More Info Leaks About The CBP's Counter-Terrorism Division's Targeting Of Journalists
from the rules?-we-don't-need-no-stinkin'-rules dept
For a few years now, information has come to light showing Customs and Border Protection (CBP) has been engaged in the sort of activity that’s gotten other federal law enforcement agencies in trouble in the past: the targeting of journalists.
To be clear, no law enforcement agency — federal or otherwise — should target a journalist unless the journalist is suspected of criminal activity. Journalists’ sources may be suspected of criminal activity from time to time, but that does not justify the direct targeting of journalists to identify their sources. The First Amendment — as interpreted in multiple court decisions — protects journalists and their sources. Federal agencies should know better and yet they far too frequently ignore these protections to hunt down leakers and whistleblowers.
The CBP has been at this for a while now. In 2019, leaked documents showed CBP had created a watchlist related to the immigrant caravan approaching the US border — one that contained plenty of journalists, activists, and immigration lawyers. Shortly thereafter, it became apparent the rights-violating watchlisting was a multinational effort, with the Mexican government pitching in to keep an eye on these individuals on its side of the border.
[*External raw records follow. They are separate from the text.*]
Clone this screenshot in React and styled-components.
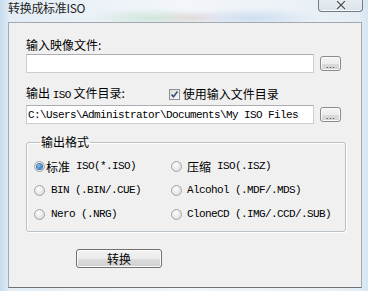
import React from 'react';
import styled, { createGlobalStyle } from 'styled-components';

const GlobalStyle = createGlobalStyle`
  html, body { margin: 0; padding: 0; }
  body {
    width: 368px;
    height: 291px;
    overflow: hidden;
    font-family: "Noto Sans CJK SC", "Liberation Sans", sans-serif;
  }
`;

const Window = styled.div`
  width: 368px;
  height: 291px;
  display: flex;
  flex-direction: column;
  background:
    radial-gradient(ellipse 60px 10px at 150px 18px, rgba(120, 190, 140, 0.25), transparent),
    radial-gradient(ellipse 40px 8px at 190px 18px, rgba(220, 140, 140, 0.2), transparent),
    radial-gradient(ellipse 70px 10px at 250px 18px, rgba(110, 160, 220, 0.25), transparent),
    linear-gradient(to right, #c6dcee 0px, #e3edf5 10px, #f3f6f9 50%, #e6eef5 97%, #d4e6f3 100%);
`;

const TitleBar = styled.div`
  height: 22px;
  display: flex;
  justify-content: space-between;
  align-items: flex-start;
  padding: 0 5px 0 8px;
`;

const Title = styled.span`
  font-size: 12px;
  line-height: 16px;
  color: #1e1e1e;
  letter-spacing: -0.3px;
`;

const CloseButton = styled.div`
  width: 45px;
  height: 12px;
  box-sizing: border-box;
  border: 1px solid #6f7a85;
  border-top: none;
  border-radius: 0 0 4px 4px;
  background: linear-gradient(#e6ecf1, #dbe3ea);
  box-shadow: inset 0 -1px 0 #f8fbfd;
  display: flex;
  justify-content: center;
  align-items: flex-end;
  padding-bottom: 1px;
`;

const Client = styled.div`
  flex: 1;
  margin: 0 6px 3px 8px;
  border: 1px solid #a2a9b0;
  border-bottom-color: #6d7276;
  background: #f0f0f0;
  padding: 15px 0 0 17px;
  display: flex;
  flex-direction: column;
  align-items: flex-start;
`;

const Label = styled.div`
  font-size: 12px;
  line-height: 14px;
  color: #000;
`;

const Mono = styled.span`
  font-family: "Liberation Mono", monospace;
  font-size: 11px;
  letter-spacing: -0.6px;
`;

const Row = styled.div`
  display: flex;
  align-items: center;
  margin-top: ${p => p.$top || 0}px;
`;

const TextBox = styled.div`
  width: 288px;
  height: 19px;
  box-sizing: border-box;
  background: #fff;
  border: 1px solid #c9ccd1;
  border-top-color: #abadb3;
  display: flex;
  align-items: center;
  padding-left: 1px;
  font-family: "Liberation Mono", monospace;
  font-size: 11px;
  letter-spacing: -0.6px;
  color: #000;
  white-space: pre;
`;

const BrowseButton = styled.div`
  width: 21px;
  height: 15px;
  margin-left: 6px;
  box-sizing: border-box;
  border: 1px solid #8a8a8a;
  border-radius: 3px;
  background: linear-gradient(#f4f4f4 0%, #ececec 50%, #dcdcdc 51%, #d2d2d2 100%);
  box-shadow: inset 0 0 0 1px #fbfbfb;
  display: flex;
  justify-content: center;
  align-items: flex-end;
  font-family: "Liberation Sans", sans-serif;
  font-size: 9px;
  line-height: 10px;
  letter-spacing: 0.5px;
  color: #222;
`;

const CheckLabel = styled.label`
  display: flex;
  align-items: center;
  margin-left: 44px;
  font-size: 12px;
  line-height: 14px;
`;

const CheckBox = styled.span`
  width: 11px;
  height: 11px;
  box-sizing: border-box;
  border: 1px solid #8e8f8f;
  background: linear-gradient(135deg, #dcdcdc, #fbfbfb);
  margin-right: 3px;
  display: flex;
  align-items: center;
  justify-content: center;
`;

const Group = styled.fieldset`
  width: 320px;
  box-sizing: border-box;
  margin: 11px 0 0 0;
  padding: 5px 0 5px 7px;
  border: 1px solid #b9c0c6;
  border-radius: 3px;
  box-shadow: inset 1px 1px 0 #fff, 1px 1px 0 #fff;
  display: grid;
  grid-template-columns: 137px 1fr;
  grid-auto-rows: 24px;
`;

const Legend = styled.legend`
  font-size: 12px;
  line-height: 14px;
  padding: 0 1px;
  margin-left: 6px;
`;

const RadioItem = styled.div`
  display: flex;
  align-items: center;
  font-family: "Liberation Mono", monospace;
  font-size: 11px;
  letter-spacing: -0.6px;
  color: #000;
  white-space: pre;
`;

const RadioDot = styled.span`
  width: 11px;
  height: 11px;
  box-sizing: border-box;
  border-radius: 50%;
  border: 1px solid #a4a4a4;
  background: radial-gradient(circle at 40% 35%, #fdfdfd, #d6d6d6);
  margin-right: ${p => p.$gap}px;
  display: flex;
  align-items: center;
  justify-content: center;
  &::after {
    content: "";
    display: ${p => (p.$on ? 'block' : 'none')};
    width: 5px;
    height: 5px;
    border-radius: 50%;
    background: radial-gradient(circle at 35% 35%, #8ac1f0, #1b5fa8);
    box-shadow: 0 0 0 1px #3b78b8;
  }
`;

const Cjk = styled.span`
  font-family: "Noto Sans CJK SC", sans-serif;
  font-size: 12px;
  letter-spacing: 0;
`;

const ActionButton = styled.div`
  width: 86px;
  height: 19px;
  margin: 17px 0 0 50px;
  box-sizing: border-box;
  border: 1px solid #707070;
  border-radius: 3px;
  background: linear-gradient(#f2f2f2 0%, #ebebeb 50%, #dddddd 51%, #cfcfcf 100%);
  box-shadow: inset 0 0 0 1px #fbfbfb;
  display: flex;
  align-items: center;
  justify-content: center;
  font-size: 12px;
  color: #000;
`;

const formats = [
  { cn: '标准', rest: ' ISO(*.ISO)', on: true, gap: 1 },
  { cn: '压缩', rest: ' ISO(.ISZ)', gap: 5 },
  { rest: 'BIN (.BIN/.CUE)', gap: 6 },
  { rest: 'Alcohol (.MDF/.MDS)', gap: 5 },
  { rest: 'Nero (.NRG)', gap: 6 },
  { rest: 'CloneCD (.IMG/.CCD/.SUB)', gap: 5 },
];

export default function App() {
  return (
    <>
      <GlobalStyle />
      <Window>
        <TitleBar>
          <Title>转换成标准ISO</Title>
          <CloseButton>
            <svg width="12" height="9" viewBox="0 0 12 9">
              <path d="M2 0 L10 8 M10 0 L2 8" stroke="#fff" strokeWidth="3" />
              <path d="M2 0 L10 8 M10 0 L2 8" stroke="#4a4f55" strokeWidth="1.3" />
            </svg>
          </CloseButton>
        </TitleBar>
        <Client>
          <Label>输入映像文件:</Label>
          <Row $top={2}>
            <TextBox />
            <BrowseButton>...</BrowseButton>
          </Row>
          <Row $top={13}>
            <Label>输出 <Mono>ISO</Mono> 文件目录:</Label>
            <CheckLabel>
              <CheckBox>
                <svg width="9" height="9" viewBox="0 0 9 9">
                  <path d="M1.5 4.5 L3.5 6.8 L7.5 1.5" stroke="#3d4f73" strokeWidth="1.6" fill="none" />
                </svg>
              </CheckBox>
              使用输入文件目录
            </CheckLabel>
          </Row>
          <Row $top={3}>
            <TextBox>{'C:\\Users\\Administrator\\Documents\\My ISO Files'}</TextBox>
            <BrowseButton>...</BrowseButton>
          </Row>
          <Group>
            <Legend>输出格式</Legend>
            {formats.map((f, i) => (
              <RadioItem key={i}>
                <RadioDot $on={f.on} $gap={f.gap} />
                {f.cn && <Cjk>{f.cn}</Cjk>}
                {f.rest}
              </RadioItem>
            ))}
          </Group>
          <ActionButton>转换</ActionButton>
        </Client>
      </Window>
    </>
  );
}
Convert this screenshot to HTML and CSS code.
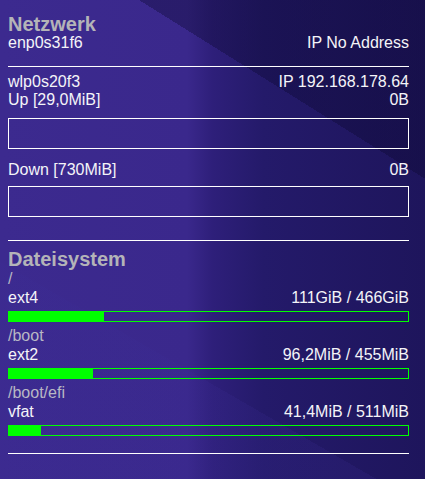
FILE: index.html
```html
<!DOCTYPE html>
<html>
<head>
<meta charset="utf-8">
<link rel="stylesheet" href="styles.css">
</head>
<body>
<div class="panel">
  <section class="net">
    <h2 class="title">Netzwerk</h2>
    <div class="row"><span>enp0s31f6</span><span>IP No Address</span></div>
    <div class="hr hr-a"></div>
    <div class="row row-wlp"><span>wlp0s20f3</span><span>IP 192.168.178.64</span></div>
    <div class="row"><span>Up [29,0MiB]</span><span>0B</span></div>
    <div class="graph graph-up"></div>
    <div class="row row-down"><span>Down [730MiB]</span><span>0B</span></div>
    <div class="graph graph-down"></div>
    <div class="hr hr-b"></div>
  </section>
  <section class="fs">
    <h2 class="title">Dateisystem</h2>
    <div class="mount">
      <div class="row row-fs label">/</div>
      <div class="row row-fs"><span>ext4</span><span>111GiB / 466GiB</span></div>
      <div class="bar"><div class="fill" style="width:23.8%"></div></div>
    </div>
    <div class="mount mount-next">
      <div class="row row-fs label">/boot</div>
      <div class="row row-fs"><span>ext2</span><span>96,2MiB / 455MiB</span></div>
      <div class="bar"><div class="fill" style="width:21.1%"></div></div>
    </div>
    <div class="mount mount-next">
      <div class="row row-fs label">/boot/efi</div>
      <div class="row row-fs"><span>vfat</span><span>41,4MiB / 511MiB</span></div>
      <div class="bar"><div class="fill" style="width:8.1%"></div></div>
    </div>
    <div class="hr hr-c"></div>
  </section>
</div>
</body>
</html>
```

FILE: styles.css
```css
html, body {
  margin: 0;
  padding: 0;
  width: 425px;
  height: 479px;
  overflow: hidden;
}
body {
  background-color: #2a1d74;
  background-image:
    linear-gradient(212deg, rgba(10,6,45,0.35) 0 24%, rgba(0,0,0,0) 24%),
    linear-gradient(30deg, rgba(60,45,150,0.18) 0 30%, rgba(0,0,0,0) 30%),
    linear-gradient(to right, #3c2a8f 0%, #3a288c 44%, #2e1f7a 50%, #241a6a 62%, #1e155c 100%);
  font-family: "Liberation Sans", Arial, sans-serif;
  font-size: 16px;
  color: #f4f4f8;
}
.panel {
  width: 401px;
  padding: 14px 0 0 8px;
}
.title {
  margin: 0;
  font-size: 20px;
  line-height: 20px;
  font-weight: bold;
  color: #b4b4b8;
}
.row {
  display: flex;
  justify-content: space-between;
  line-height: 18px;
  height: 18px;
  white-space: nowrap;
}
.row-fs {
  line-height: 19px;
  height: 19px;
}
.label {
  color: #b8b8c4;
}
.hr {
  height: 1px;
  background: #ffffff;
}
.hr-a { margin: 14px 0 6px; }
.hr-b { margin: 23px 0 8px; }
.hr-c { margin-top: 17px; }
.graph {
  height: 29px;
  border: 1px solid #ffffff;
}
.graph-up { margin-top: 9px; }
.row-down { margin-top: 12px; }
.graph-down { margin-top: 7px; }
.mount-next { margin-top: 4px; }
.bar {
  margin-top: 4px;
  height: 9px;
  border: 1px solid #00ff00;
}
.fill {
  height: 100%;
  background: #00ff00;
}
```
An DHS Inspector General’s investigation followed. It found plenty of targeting of journalists but decided that since the CBP never engaged in retaliatory activities against press members, there was no wrongdoing… for the most part. No harm, even if there was clearly a foul.
Another Inspector General’s report — one that hasn’t been publicly released in unredacted form — shows even more CBP targeting of journalists, something the agency apparently considered to be a normal part of its day-to-day counterterrorist operations.
A special Customs and Border Protection unit used sensitive government databases intended to track terrorists to investigate as many as 20 U.S.-based journalists, including a Pulitzer Prize-winning Associated Press reporter, according to a federal watchdog.
Yahoo News, which published an extensive report on the investigation, also found that the unit, the Counter Network Division, queried records of congressional staffers and perhaps members of Congress.
This Inspector General report has uncovered even more targeting of journalists and others the CBP should be steering clear of. But instead of steering clear, the CBP embraced its access of multiple databases to investigate journalists not suspected of any wrongdoing. Pattern and practice, as the civil rights lawsuits say.
Jeffrey Rambo, an agent who acknowledged running checks on journalists in 2017, told federal investigators the practice is routine.
“When a name comes across your desk you run it through every system you have access to, that’s just status quo, that’s what everyone does,” Rambo was quoted by Yahoo News as saying.
Yahoo’s extensive report contains much more information about the CBP and this agent’s inappropriate use of the agency’s multiple tools for tracking and investigating people.
[Jeffrey Rambo] worked at a secretive Customs and Border Protection division. The division, which still operates today, had few rules and routinely used the country’s most sensitive databases to obtain the travel records and financial and personal information of journalists, government officials, congressional members and their staff, NGO workers and others.
Lots of journalists, lots of abuse of the CBP’s power. Zero accountability.
As many as 20 journalists were investigated as part of the division’s work, which eventually led to referrals for criminal prosecution against Rambo, his boss and a co-worker. None were charged, however.
Rambo refers to this as “vetting,” although it’s not clear what the vetting was supposed to accomplish, other than allowing him (and others) to compile large amounts of information about the people listed above. Agents pulled email addresses, photos from passport applications, and phone numbers. Names were run against multiple databases, including government terrorist watchlists. What did the CBP put in place to ensure these systems weren’t abused by agents? Nothing, according to Rambo.
“There is no specific guidance on how to vet someone,” Rambo later told investigators. “In terms of policy and procedure, to be 100 percent frank there, there’s no policy and procedure on vetting.”
Critics are calling it abuse. Rambo says abuse or not, it’s standard operating procedure. There’s nothing alerting agents this might be the wrong thing to do, even though it would seem apparent that targeting journalists, members of Congress, and activists might be unconstitutional and certainly isn’t publicly acceptable.
And the CBP doesn’t appear to believe there’s anything wrong with this either. Its statement to Yahoo says things about “strict governance” and “best practices,” claiming this is all part of its valuable national security work. It claims it has done nothing wrong.
“CBP does not investigate individuals without a legitimate and legal basis to do so,” the spokesperson added. “These investigations support CBP’s mission to protect our communities.”
Protect which community? The public at large? Or does it serve to protect the border control community from critical journalists and nosy Congressional reps? It might be little more difficult for the CBP to justify this sort of “vetting.” This is no longer Trump’s CBP — one headed by a Commander-in-Chief who was openly hostile to both immigrants and journalists. That’s not to say the Biden’s CBP is completely distinguishable from Trump’s CBP, but there appears to be more support from the Executive Branch when it comes to protecting the rights of journalists.